For me, it’s sometimes tempting to think of my aspirations for a better prayer life or stronger commitment to God as separate from my life with others. But what if Samuel, after mistaking the call of God for Eli’s voice the first time, had kept the second and third calls to himself? What if Nathanael hadn’t followed Philip, instead deciding to remain under the comfort of his own fig tree? They very well might have found God, but they would have missed the point of God’s invitation. They very well might have thought that they knew God, but they wouldn’t have realized their full potential as children of God. They very well might have taken personal solace in their private experiences of God’s grace, but they would have missed out on the opportunity to play a part in the redemption of the world.

Certainly, there is a crucial time and place for private prayer, for solitude, for encounters with God in the depths of own hearts. In fact, we need to begin this way, and the root of our life with God is profoundly personal, even hidden. When we enter into the season of Lent next month, we’ll begin to focus on this very personal, very private encounter. But after hearing the call of God in the depths of our hearts, we can fully make sense of God’s call only by sharing our experiences, having them challenged, opening our lives of discipleship to the wisdom of mentors and friends.

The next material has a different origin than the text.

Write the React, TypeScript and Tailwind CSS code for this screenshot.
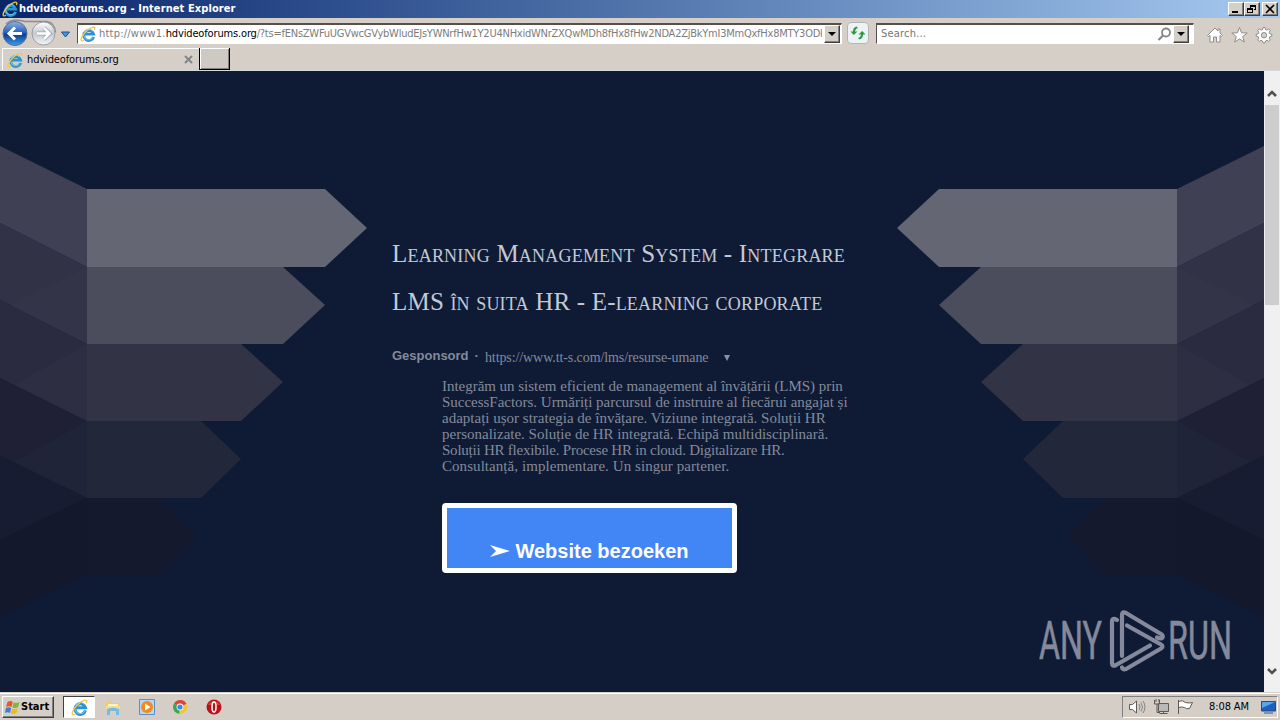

The clearest sign that this is how God wants us to make sense of the divine call is the way He Himself fulfills all of His promises—by becoming a human being just like us through Jesus Christ. God created us as beings built for relationship, as creatures who find meaning through connections of love with others. And God’s ultimate act of revelation is to join us in the midst of human community. The Incarnation of Christ, the miracle we celebrate in the season of Christmas, is a blueprint for our own lives of discipleship.

Who are the people you can talk to for guidance in your prayer life? Where do you find the creative tension that challenges you to continue to bring your life as a disciple to new heights? When God calls you in the silence of the night or in the depths of your heart, where can you turn to decipher a call that might actually be much more than it seems at first?

God calls us not only to be solitary prophets and private disciples, but also to be artistic collaborators who translate and interpret the divine call for one another. By supporting one another, as God’s people, we can boldly answer, “Speak Lord, for your servant is listening.”